My birthday present this year was a production outage.
Some people go for cake and ice cream. Others plan a fun outing. I got an outage instead of an outing. And it was anything but fun.
In the midst of it, my colleague and I vacillated between triaging the issue and fuming about how difficult it was to find its source.
And as I came up for air to connect with my patient and insightful wife, I shared with her how inadequate I felt, and consulted with her in how to communicate effectively with the affected client.
They needed to know we were going to fix it. They needed that fix to be fast. They needed to know the fix would last.
We tactfully crafted emails and had reassuring phone calls with them. We updated them often and gave them the right amount of transparency and technical insight.
But here are the truths that we couldn't tell them.
1. We were not prepared for this
As is the case with many engineers on many projects, we inherited this application. We were left with little documentation and poor tools for debugging production. And there are too many moving parts to count.
It's like we're taking a fire extinguisher into a forest fire.
Our time and your financial budget didn't allow for extensive preparations for a production outage, and now we're facing the heat. In more ways than one, we were not prepared for this.
2. The cause of the outage could be one of 20 things
The cause? Might be the server. Might be the code. Might be the database or a third-party package. Might be food poisoning. Might be our fault. Might be yours.
The solution? Might just need a restart. Might need an index on that database table. Might need to update that package or configuration setting. Might need Pepto-Bismol. Might need to burn the whole thing and start again.
3. We have absolutely no idea how long it's going to take to fix
A restart of the server could take ten minutes. A rebuild of the server could take anywhere from ten hours to ten days. We might be able to track down the bug in a few minutes, or we may never discover what actually happened.
It all depends on identifying the cause, and we've already established that could be one of 20 (or more) things.
We've also established that we weren't prepared for this. Might as well leave us alone and trust that we care enough to fix the problem as fast as possible.
In the meantime, we'd suggest you considering reworking your definition of "fast".
4. We need the problem to manifest again before we can figure out the cause
Because we have so little in the way of tools and documentation, we're basically flying blind. Thankfully, we've installed some monitoring tools to help us out.
The catch is that those tools can only monitor things going forward. So we need this intermittent issue to show up again before we can actually diagnose the problem.
We could certainly try this in a staging or test environment, and we did, but it's not succumbing to the same problems that production is experiencing. And, actually, it's an entirely different setup than production.

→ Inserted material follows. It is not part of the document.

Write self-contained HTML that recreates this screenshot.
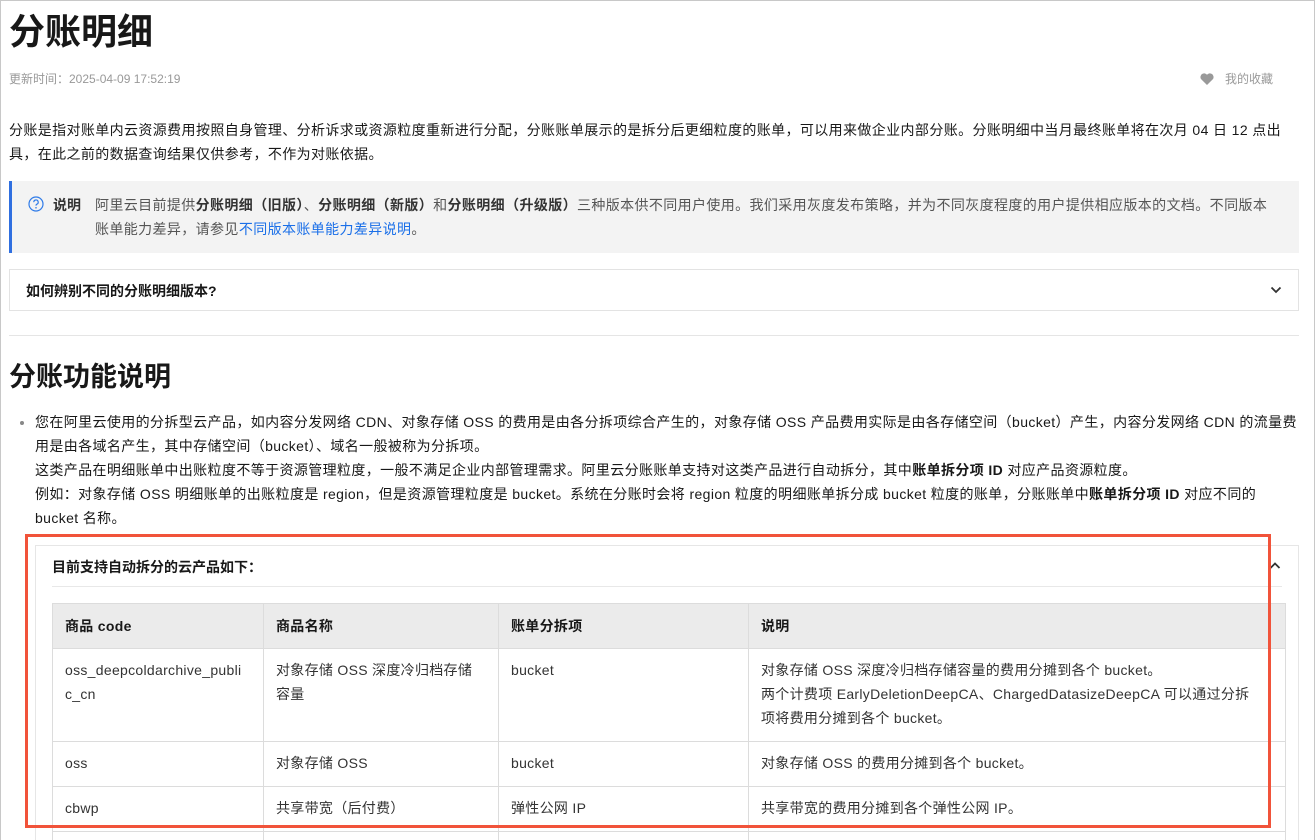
<!DOCTYPE html>
<html><head><meta charset="utf-8">
<style>
*{margin:0;padding:0;box-sizing:border-box}
html,body{width:1316px;height:840px;overflow:hidden;background:#fff}
body{font-family:"Liberation Sans","Noto Sans CJK SC",sans-serif;color:#181818;position:relative}
.frame{position:absolute;left:0;top:0;width:1315px;height:842px;border:1px solid #c8c8c8}
.abs{position:absolute;white-space:nowrap}
h1{position:absolute;left:9px;top:10px;font-size:36px;font-weight:bold;line-height:44px;color:#181818}
.time{left:9px;top:71px;font-size:12px;color:#999;line-height:16px}
.fav{left:1200px;top:71px;font-size:12px;color:#999;line-height:16px}
.ls{letter-spacing:0.38px}
.p{left:9px;top:118px;font-size:14px;line-height:24px;color:#181818}
.note{position:absolute;left:9px;top:181px;width:1290px;height:72px;background:#f3f3f3;border-left:3px solid #2f6fe0}
.note .t{position:absolute;left:83px;top:12px;font-size:14px;line-height:24px;color:#555;white-space:nowrap}
.note b{color:#333}
.note a{color:#1a6fe8;text-decoration:none}
.coll{position:absolute;left:9px;top:269px;width:1290px;height:42px;border:1px solid #e3e3e3}
.hr{position:absolute;left:9px;top:335px;width:1290px;height:1px;background:#e5e5e5}
h2{position:absolute;left:9px;top:360px;font-size:27px;font-weight:bold;line-height:34px}
.ul{left:35px;top:410px;font-size:14px;line-height:24px;color:#181818}
.dot{position:absolute;left:20px;top:421px;width:4px;height:4px;border-radius:50%;background:#888}
.panel{position:absolute;left:35px;top:545px;width:1264px;height:300px;border:1px solid #e6e6e6}
table{position:absolute;left:52px;top:603px;border-collapse:collapse;font-size:14px;line-height:24px;color:#333;letter-spacing:0.3px}
td,th{border:1px solid #dcdcdc;padding:9px 12px;vertical-align:top;text-align:left}
th{background:#ebebeb;font-weight:bold;padding:10px 12px;color:#181818}
.red{position:absolute;left:25px;top:534px;width:1246px;height:294px;border:3px solid #f1533a}
</style></head><body>
<div class="frame"></div>
<h1>分账明细</h1>
<div class="abs time">更新时间：2025-04-09 17:52:19</div>
<svg style="position:absolute;left:1200px;top:73px" width="14" height="12" viewBox="0 0 14 12"><path d="M7 12L1.2 6.3A3.3 3.3 0 0 1 7 1.8A3.3 3.3 0 0 1 12.8 6.3Z" fill="#999"/></svg>
<div class="abs fav" style="left:1225px">我的收藏</div>
<div class="abs p ls">分账是指对账单内云资源费用按照自身管理、分析诉求或资源粒度重新进行分配，分账账单展示的是拆分后更细粒度的账单，可以用来做企业内部分账。分账明细中当月最终账单将在次月 04 日 12 点出<br>具，在此之前的数据查询结果仅供参考，不作为对账依据。</div>
<div class="note">
<svg style="position:absolute;left:16px;top:15px" width="16" height="16" viewBox="0 0 16 16"><circle cx="8" cy="8" r="7" fill="none" stroke="#2f7be8" stroke-width="1.2"/><path d="M5.8 6.2a2.2 2.2 0 1 1 3 2c-.6.3-.8.7-.8 1.4" fill="none" stroke="#2f7be8" stroke-width="1.2"/><circle cx="8" cy="11.8" r=".8" fill="#2f7be8"/></svg>
<div style="position:absolute;left:41px;top:12px;font-size:14px;line-height:24px;font-weight:bold;color:#333">说明</div>
<div class="t ls">阿里云目前提供<b>分账明细（旧版）</b>、<b>分账明细（新版）</b>和<b>分账明细（升级版）</b>三种版本供不同用户使用。我们采用灰度发布策略，并为不同灰度程度的用户提供相应版本的文档。不同版本<br>账单能力差异，请参见<a>不同版本账单能力差异说明</a>。</div>
</div>
<div class="coll"><div class="abs" style="left:16px;top:11px;font-size:14px;font-weight:bold;line-height:20px">如何辨别不同的分账明细版本?</div>
<svg style="position:absolute;left:1260px;top:15px" width="12" height="10" viewBox="0 0 12 10"><path d="M1.5 2.5L6 7L10.5 2.5" fill="none" stroke="#333" stroke-width="1.8"/></svg></div>
<div class="hr"></div>
<h2>分账功能说明</h2>
<div class="dot"></div>
<div class="abs ul ls">您在阿里云使用的分拆型云产品，如内容分发网络 CDN、对象存储 OSS 的费用是由各分拆项综合产生的，对象存储 OSS 产品费用实际是由各存储空间（bucket）产生，内容分发网络 CDN 的流量费<br>用是由各域名产生，其中存储空间（bucket）、域名一般被称为分拆项。<br>这类产品在明细账单中出账粒度不等于资源管理粒度，一般不满足企业内部管理需求。阿里云分账账单支持对这类产品进行自动拆分，其中<b>账单拆分项 ID</b> 对应产品资源粒度。<br>例如：对象存储 OSS 明细账单的出账粒度是 region，但是资源管理粒度是 bucket。系统在分账时会将 region 粒度的明细账单拆分成 bucket 粒度的账单，分账账单中<b>账单拆分项 ID</b> 对应不同的<br>bucket 名称。</div>
<div class="panel">
<div class="abs" style="left:16px;top:11px;font-size:14px;font-weight:bold;line-height:20px">目前支持自动拆分的云产品如下：</div>
<svg style="position:absolute;left:1233px;top:15px" width="12" height="10" viewBox="0 0 12 10"><path d="M1.5 7L6 2.5L10.5 7" fill="none" stroke="#333" stroke-width="1.8"/></svg>
<div style="position:absolute;left:16px;top:40px;width:1230px;height:1px;background:#e8e8e8"></div>
</div>
<table>
<tr style="height:45px"><th style="width:211px">商品 code</th><th style="width:235px">商品名称</th><th style="width:250px">账单分拆项</th><th style="width:537px">说明</th></tr>
<tr style="height:93px"><td>oss_deepcoldarchive_publi<br>c_cn</td><td>对象存储 OSS 深度冷归档存储<br>容量</td><td>bucket</td><td>对象存储 OSS 深度冷归档存储容量的费用分摊到各个 bucket。<br>两个计费项 EarlyDeletionDeepCA、ChargedDatasizeDeepCA 可以通过分拆<br>项将费用分摊到各个 bucket。</td></tr>
<tr style="height:45px"><td>oss</td><td>对象存储 OSS</td><td>bucket</td><td>对象存储 OSS 的费用分摊到各个 bucket。</td></tr>
<tr style="height:45px"><td>cbwp</td><td>共享带宽（后付费）</td><td>弹性公网 IP</td><td>共享带宽的费用分摊到各个弹性公网 IP。</td></tr>
<tr style="height:45px"><td></td><td></td><td></td><td></td></tr>
</table>
<div class="red"></div>
</body></html>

Our only option at this point is to take down production again. Tell your team to hold on tight while we pound production, not to try to fix it, but just to reproduce the problem so our tools can capture what's happening.
5. You really should be paying us more for this level of stress
We're not sleeping. Barely eating. Our families haven't seen us for days. We spend all our time in front of a computer except for short bursts in front of the refrigerator, in the bathroom, or in the corner in the fetal position.
These stress levels warrant double pay, at least. But we realize now is not the time to negotiate a new contract. We're all in survival mode, and apparently, production's health is more important than our own.
And that's the reason why you should pay us (a lot) more during an emergency outage.
These are truths that engineers really can't communicate to their clients during the crisis of a production outage.
If you've thought some of these things, just know that many of us have thought them. If you resonate with these sentiments, many of us have felt this way. Production outages cause immense amounts of pressure and stress.
If you're wondering about the actual circumstances of my birthday outage, the issue was an intermittently unexpected response from a third-party email service. It caused an application error, but that error wasn't caught.
Instead, the request was tried again. And again. And then a few hundred (thousand?) more times until it brought the server to its knees. We'd restart the server and within another hour it was down again.
It took days to track down the actual cause, as our monitoring and debugging tools weren't honed. We saw spiked CPU and RAM usage but no clear link to rogue processes. We couldn't reproduce the problem in any environment but production. And the offending code was abstract and utilized libraries we weren't familiar with.
Next time, we'll be more prepared. We've installed tools to give us profiling capability and stack tracing for requests in production. We're going to be more cautious in implementing third-party tools and ensure our application can gracefully handle their failure.
I, personally, plan to negotiate a higher rate (likely 1.5 or 2 times my normal rate) for outages that make me drop all my other responsibilities.
Our preparation should also include a commitment to staying calm and silencing doubt. Panicking causes us to chase symptoms instead of focusing in on the source. Doubt tries to convince us we can't figure out the problem and never will be able to.
Operating out of a place of calm and confidence will bring that needed reassurance to our clients, and help us effectively navigate production outages. And have more fun on our birthdays.